At seven the next night he drove his Rover up the driveway of Shore Club, and handed his keys to the valet, and just as he was entering the lobby he saw her. She was sitting on an upholstered white chair with her long tanned legs crossed, smoking a cigarette. She was still the most beautiful woman he had ever seen.
He knew it just like that. The spell was broken. Released. Michael and Francesca had dinner and they reminisced about old times, and later they kissed good-night and he never saw her again.
The next year he met Erin Henry.
Erin loved Michael. He was kind and generous and full of ambition, and it certainly was exciting to be living with the King of Nightlife, but it was draining too. “He has people around him all the time,” she said. “I don't know how he can bear it. Even on a Sunday there are twenty people there. I just can't be around people all the time. It's amazing that it doesn't suck all the energy out of him.” She was also troubled that she hadn't made any close friends. Even people she felt a special bond with, like Ambika Marshall, were in and out of her life all the time. She had been trying to sell real estate and not done very well, yet in the two years she had lived with Michael his career had skyrocketed. His name had become such a recognizable brand in South Beach that he began to design and manufacture a line of upscale furniture, called Casa Capponi, and his real estate development company, Capponi Properties, had become one of the area's most successful builders and renovators of luxury homes. He sat on the boards of several charities, and every Thanksgiving he organized a drive to feed two thousand homeless people. Some days Erin hardly ever saw him.

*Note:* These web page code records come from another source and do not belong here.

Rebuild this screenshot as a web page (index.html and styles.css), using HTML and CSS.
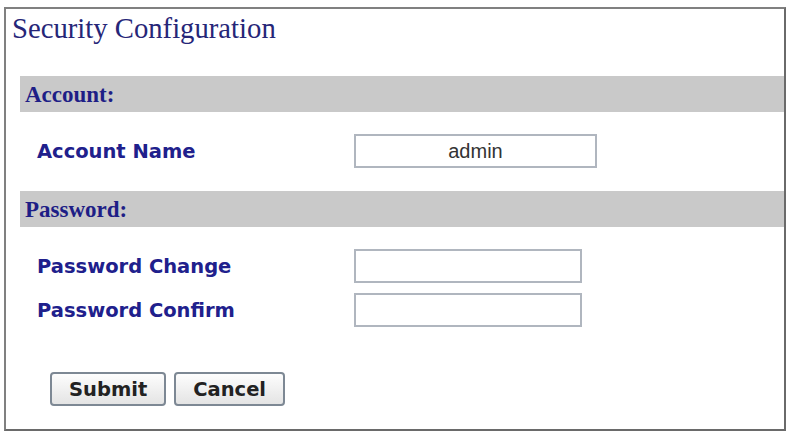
FILE: index.html
```html
<!DOCTYPE html>
<html lang="en">
<head>
    <meta charset="UTF-8">
    <title>Security Configuration</title>
    <link rel="stylesheet" href="styles.css">
</head>
<body>
    <div class="frame">
        <h2 class="title">Security Configuration</h2>

        <!-- Account section -->
        <div class="section-bar">Account:</div>
        <div class="field-row first">
            <label for="accountName">Account Name</label>
            <input type="text" id="accountName" class="wide" value="admin">
        </div>

        <!-- Password section -->
        <div class="section-bar">Password:</div>
        <div class="field-row first">
            <label for="pwChange">Password Change</label>
            <input type="password" id="pwChange">
        </div>
        <div class="field-row">
            <label for="pwConfirm">Password Confirm</label>
            <input type="password" id="pwConfirm">
        </div>

        <div class="buttons">
            <button type="button">Submit</button>
            <button type="button">Cancel</button>
        </div>
    </div>
</body>
</html>
```

FILE: styles.css
```css
body {
    margin: 0;
    background-color: #ffffff;
}
.frame {
    margin: 7px 4px 0 4px;
    height: 424px;
    box-sizing: border-box;
    border: 2px solid #808080;
    border-right-color: #6a6a6a;
    border-bottom-color: #6a6a6a;
}
.title {
    margin: 3px 0 32px 6px;
    font-family: 'Liberation Serif', 'Times New Roman', serif;
    font-weight: normal;
    font-size: 28.7px;
    line-height: 32px;
    color: #262678;
}
.section-bar {
    margin: 0 0 0 14px;
    height: 36px;
    padding: 1px 0 0 5px;
    box-sizing: border-box;
    background-color: #c9c9c9;
    font-family: 'Liberation Serif', 'Times New Roman', serif;
    font-weight: bold;
    font-size: 23px;
    line-height: 35px;
    color: #1e1e86;
}
.field-row {
    display: flex;
    align-items: center;
    margin: 10px 0 23px 31px;
}
.field-row.first {
    margin-top: 22px;
}
.field-row + .field-row {
    margin-top: -13px;
}
label {
    width: 317px;
    font-family: 'DejaVu Sans', Verdana, sans-serif;
    font-weight: bold;
    font-size: 19.5px;
    color: #20208c;
}
input[type="text"], input[type="password"] {
    width: 228px;
    height: 34px;
    box-sizing: border-box;
    border: 2px solid #b0b6bf;
    padding: 0 4px;
    font-family: 'Liberation Sans', Arial, sans-serif;
    font-size: 20px;
    color: #333333;
    text-align: center;
    outline: none;
}
input.wide {
    width: 243px;
}
.buttons {
    display: flex;
    gap: 8px;
    margin: 45px 0 0 44px;
}
button {
    height: 34px;
    padding: 0 17px;
    border: 2px solid #7d8894;
    border-radius: 4px;
    background: linear-gradient(#fdfdfd, #e4e4e4);
    font-family: 'DejaVu Sans', Verdana, sans-serif;
    font-weight: bold;
    font-size: 19.5px;
    color: #222222;
    cursor: pointer;
}
```
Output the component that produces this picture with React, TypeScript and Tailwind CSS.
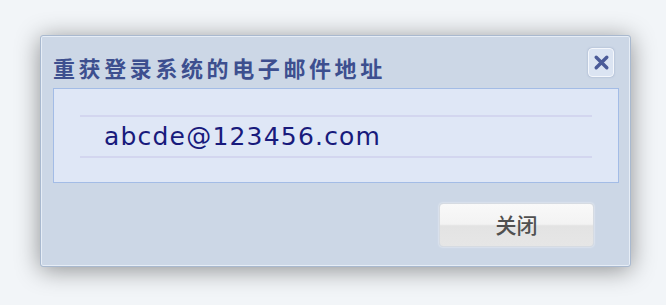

In January 2007, tired of competing for his attention and disillusioned with life in South Beach, Erin broke up with Michael and moved to New York. She found an apartment in SoHo and resumed her modeling career full-time. It was bitter cold in New York that winter, and she wrote in an e-mail to a friend, “It's funny, because after all that complaining about Miami, I am getting a bit homesick. I could really use a weekend on the boat. It made me think of something funny I wanted to share with you. You may have witnessed it, I can't remember. Every weekend Michael loved to pack the boat and get on either his surfboard or a Jet Ski and show off for as long as he could last, spraying the biggest surf on the surfboard or jumping the highest boat wake much to the captain's annoyance. This was both his sole form of exercise and a little ego stroke to start the weekend off right. Michael would never say anything, but if everyone didn't watch he would be a little hurt. I always made sure everyone gave their full attention and acknowledged how much air he caught. We called this the Michael Cap-poni Show. I don't think he knows that, but it is kind of like his life … The Michael Capponi Show on South Beach.”
Six months later, unable to get the Michael Capponi Show out of her mind, Erin went back to Miami Beach and married him.